They were recently sanctioned by the Biden Administration on 
the logic that Tornado Cash is primarily a tool used by money 
launderers.
    And I think the implication is twofold: one, that the 
technology--if you believe the Administration--is inherently 
evil and used for evil purposes. That is, sort of, one 
contention. And the second is that, once funds enter Tornado 
Cash, law enforcement becomes impossible or highly unlikely.
    I want to take the second part first. Is it possible to 
still conduct law enforcement oversight and sanctions once 
funds enter a mixer like Tornado Cash?
    Mr. Levin. I can take this, Congressman.
    It is actually possible to follow funds through mixing 
services. And I know that sounds counterintuitive, but, in the 
case of the Ronin Bridge hack, we have just demonstrated that 
it is actually possible to seize funds on the other side of a 
mixing service.
    It is not always possible; it is not always impossible. But 
it is actually a technology that Chainalysis has developed in 
order to be able to help law enforcement actually conduct those 
investigations.
    Mr. Gonzalez of Ohio. Thank you.
    And then back on--
    Mr. Redbord. If I could--
    Mr. Gonzalez of Ohio. --the first point--quickly, on the 
first question, because I am running out of time, what 
legitimate uses might one have for using a mixing service? And 
I am thinking specifically about something like getting 
cryptocurrencies to Ukraine, but I don't want to preload that. 
But either of you can answer that.
    Mr. Redbord. Sure. That is a great example, Congressman.
    But, also, in a world in which transactions are happening 
more and more in open blockchains, people are going to want a 
level of privacy.
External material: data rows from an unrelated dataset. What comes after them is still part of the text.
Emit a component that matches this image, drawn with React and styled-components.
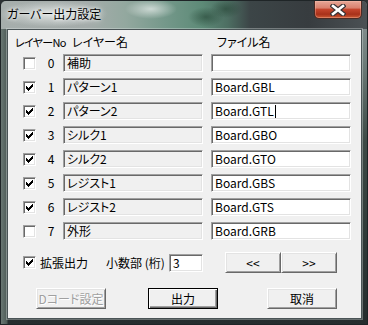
import React from 'react';
import styled, { createGlobalStyle } from 'styled-components';

const UI_FONT = `"Noto Sans CJK JP", "Noto Sans", sans-serif`;

const Global = createGlobalStyle`
  html, body { margin: 0; padding: 0; width: 368px; height: 325px; overflow: hidden; background: #2b3133; }
  #root { width: 368px; height: 325px; }
  * { box-sizing: border-box; }
`;

const Window = styled.div`
  width: 368px;
  height: 325px;
  display: flex;
  flex-direction: column;
  border: 1px solid #1f2527;
  border-radius: 6px 6px 0 0;
  overflow: hidden;
  background:
    linear-gradient(90deg, #6a7773 0px, #4d5b57 6px, rgba(0,0,0,0) 7px),
    linear-gradient(180deg, #8e9898 0px, #6f7d7a 60px, #3d4a46 140px, #2f3937 240px, #262d2e 323px);
  font-family: ${UI_FONT};
  font-feature-settings: "palt";
  font-size: 12px;
  color: #000;
`;

const TitleBar = styled.div`
  height: 28px;
  flex: none;
  display: flex;
  align-items: flex-start;
  justify-content: space-between;
  padding-left: 6px;
  padding-right: 5px;
  background:
    radial-gradient(ellipse 55px 13px at 52px 13px, rgba(240,244,243,0.75), rgba(240,244,243,0) 100%),
    radial-gradient(ellipse 26px 10px at 150px 8px, rgba(255,255,255,0.6), rgba(255,255,255,0) 100%),
    radial-gradient(ellipse 18px 10px at 205px 16px, rgba(30,60,45,0.55), rgba(30,60,45,0) 100%),
    radial-gradient(ellipse 16px 9px at 225px 8px, rgba(30,60,45,0.5), rgba(30,60,45,0) 100%),
    linear-gradient(90deg, #a6aeac 0%, #a4acaa 24%, #93a89f 34%, #74988a 45%, #5d8a77 55%, #4d6e62 62%, #3c4547 68%, #373c3f 84%, #4b5154 100%);
`;

const Title = styled.div`
  padding-top: 5px;
  line-height: 16px;
  font-size: 12px;
  color: #000;
  text-shadow: 0 0 6px rgba(255,255,255,0.9), 0 0 3px rgba(255,255,255,0.8);
`;

const CloseButton = styled.div`
  width: 48px;
  height: 18px;
  display: flex;
  align-items: center;
  justify-content: center;
  border: 1px solid #4a2a24;
  border-top: none;
  border-radius: 0 0 5px 5px;
  background: linear-gradient(180deg, #e6a797 0%, #d9826f 40%, #c4452c 50%, #a8311a 78%, #cc5a34 100%);
  box-shadow: inset 0 0 0 1px rgba(255,200,180,0.35);
`;

const Client = styled.div`
  flex: 1;
  margin: 0 5px 5px 6px;
  background: #f0f0f0;
  border: 1px solid #4a5456;
  box-shadow: 0 0 0 1px rgba(230,236,236,0.35);
  display: flex;
  flex-direction: column;
`;

const HeaderRow = styled.div`
  margin-top: 4px;
  height: 16px;
  line-height: 16px;
  display: flex;
  align-items: baseline;
  padding-left: 7px;
`;

const HeadCell = styled.div`
  width: ${p => p.$w}px;
  flex: none;
  white-space: nowrap;
  font-size: ${p => (p.$tight ? '11px' : '12px')};
  letter-spacing: ${p => (p.$tight ? '-0.7px' : 'normal')};
`;

const Rows = styled.div`
  margin-top: 4px;
  display: flex;
  flex-direction: column;
  gap: 6px;
`;

const Row = styled.div`
  height: 18px;
  display: flex;
  align-items: center;
  padding-left: 15px;
`;

const Box = styled.div`
  width: 13px;
  height: 13px;
  flex: none;
  background: #fff;
  border: 1px solid;
  border-color: #a0a0a0 #fff #fff #a0a0a0;
  box-shadow: inset 1px 1px #696969, inset -1px -1px #e3e3e3;
  display: flex;
  align-items: center;
  justify-content: center;
`;

const LayerNo = styled.div`
  width: 27px;
  flex: none;
  text-align: center;
  padding-left: 3px;
  line-height: 18px;
`;

const Field = styled.div`
  width: ${p => p.$w}px;
  height: 18px;
  flex: none;
  margin-right: ${p => p.$mr || 0}px;
  background: ${p => (p.$readonly ? '#f0f0f0' : '#fff')};
  border: 1px solid;
  border-color: #a0a0a0 #fff #fff #a0a0a0;
  box-shadow: inset 1px 1px #696969, inset -1px -1px #e3e3e3;
  padding-left: 3px;
  line-height: 16px;
  white-space: nowrap;
  overflow: hidden;
  display: flex;
  align-items: center;
`;

const Caret = styled.span`
  display: inline-block;
  width: 1px;
  height: 13px;
  background: #000;
  margin-left: 1px;
`;

const OptionsRow = styled.div`
  margin-top: 12px;
  height: 21px;
  display: flex;
  align-items: center;
  padding-left: 15px;
`;

const Label = styled.div`
  width: ${p => (p.$w ? `${p.$w}px` : 'auto')};
  margin-left: ${p => p.$ml || 0}px;
  flex: none;
  line-height: 16px;
  white-space: nowrap;
`;

const ButtonPair = styled.div`
  display: flex;
  margin-left: 22px;
`;

const Button = styled.div`
  width: ${p => p.$w}px;
  height: 21px;
  flex: none;
  margin-left: ${p => p.$ml || 0}px;
  display: flex;
  align-items: center;
  justify-content: center;
  background: #f0f0f0;
  line-height: 16px;
  border: 1px solid;
  border-color: ${p => (p.$default ? '#000' : '#fff #696969 #696969 #fff')};
  box-shadow: ${p =>
    p.$default
      ? 'inset 1px 1px #fff, inset -1px -1px #696969, inset -2px -2px #a0a0a0'
      : 'inset 1px 1px #e3e3e3, inset -1px -1px #a0a0a0'};
  color: ${p => (p.$disabled ? '#a0a0a0' : '#000')};
  text-shadow: ${p => (p.$disabled ? '1px 1px 0 #fff' : 'none')};
`;

const ButtonRow = styled.div`
  margin-top: 15px;
  display: flex;
`;

const CHECK = [
  '......#',
  '.....##',
  '#...###',
  '##.###.',
  '#####..',
  '.###...',
  '..#....',
];

function CheckMark() {
  const rects = [];
  CHECK.forEach((row, y) =>
    row.split('').forEach((c, x) => {
      if (c === '#') rects.push(<rect key={`${x}-${y}`} x={x} y={y} width="1" height="1" />);
    })
  );
  return (
    <svg width="7" height="7" viewBox="0 0 7 7" shapeRendering="crispEdges" fill="#000">
      {rects}
    </svg>
  );
}

function CheckBox({ checked }) {
  return <Box>{checked && <CheckMark />}</Box>;
}

function CloseGlyph() {
  return (
    <svg width="16" height="12" viewBox="0 0 16 12">
      <path d="M3 2 L13 10 M13 2 L3 10" stroke="#3b3436" strokeWidth="5" strokeLinecap="square" fill="none" />
      <path d="M3 2 L13 10 M13 2 L3 10" stroke="#fff" strokeWidth="2.6" strokeLinecap="square" fill="none" />
    </svg>
  );
}

const layers = [
  { no: 0, checked: false, name: '補助', file: '' },
  { no: 1, checked: true, name: 'パターン1', file: 'Board.GBL' },
  { no: 2, checked: true, name: 'パターン2', file: 'Board.GTL', caret: true },
  { no: 3, checked: true, name: 'シルク1', file: 'Board.GBO' },
  { no: 4, checked: true, name: 'シルク2', file: 'Board.GTO' },
  { no: 5, checked: true, name: 'レジスト1', file: 'Board.GBS' },
  { no: 6, checked: true, name: 'レジスト2', file: 'Board.GTS' },
  { no: 7, checked: false, name: '外形', file: 'Board.GRB' },
];

export default function App() {
  return (
    <>
      <Global />
      <Window>
        <TitleBar>
          <Title>ガーバー出力設定</Title>
          <CloseButton>
            <CloseGlyph />
          </CloseButton>
        </TitleBar>
        <Client>
          <HeaderRow>
            <HeadCell $w={57} $tight>レイヤーNo</HeadCell>
            <HeadCell $w={145}>レイヤー名</HeadCell>
            <HeadCell $w={100}>ファイル名</HeadCell>
          </HeaderRow>
          <Rows>
            {layers.map(l => (
              <Row key={l.no}>
                <CheckBox checked={l.checked} />
                <LayerNo>{l.no}</LayerNo>
                <Field $w={140} $mr={8} $readonly>{l.name}</Field>
                <Field $w={140}>
                  {l.file}
                  {l.caret && <Caret />}
                </Field>
              </Row>
            ))}
          </Rows>
          <OptionsRow>
            <CheckBox checked />
            <Label $ml={4} $w={66}>拡張出力</Label>
            <Label $w={63}>小数部 (桁)</Label>
            <Field $w={34}>3</Field>
            <ButtonPair>
              <Button $w={56}>&lt;&lt;</Button>
              <Button $w={56}>&gt;&gt;</Button>
            </ButtonPair>
          </OptionsRow>
          <ButtonRow>
            <Button $w={70} $ml={28} $disabled>Dコード設定</Button>
            <Button $w={70} $ml={42} $default>出力</Button>
            <Button $w={70} $ml={49}>取消</Button>
          </ButtonRow>
        </Client>
      </Window>
    </>
  );
}
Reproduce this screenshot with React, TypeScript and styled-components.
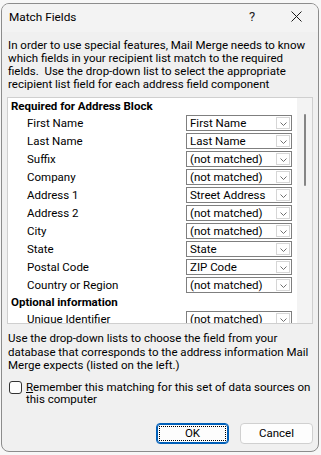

We see that people's cryptocurrency addresses 
have been made public through social media and other places. 
They are going to want to be able to transact with some level 
of privacy in those transactions. We see employers who may 
start paying in cryptocurrency, who know the various wallets 
they are sending funds into. Those people will want some level 
of privacy. You may want privacy from potential state 
surveillance.
    But the reality is, I think the key to, sort of, the 
question around Tornado Cash is, as I thought Jonathan said 
very well, in terms of the new capabilities of tools like TRM 
and Chainalysis to trace through mixers. But, also, it is 
important to ensure that regular users are not affected by 
these sanctions.
    On the one hand, I think regulators are focused on going 
after illicit actors who are using these types of services, 
and, on the other hand, ensure that regular users are not being 
affected. And I think the key to that is having great data to 
really, really understand, sort of, what wallet addresses you 
are transacting with.
    Mr. Gonzalez of Ohio. Thank you.
    Privacy is a core American value. Let's not make it de 
facto illegal.
    And, with that, I yield back.
    Chairman Himes. The gentleman's time has expired.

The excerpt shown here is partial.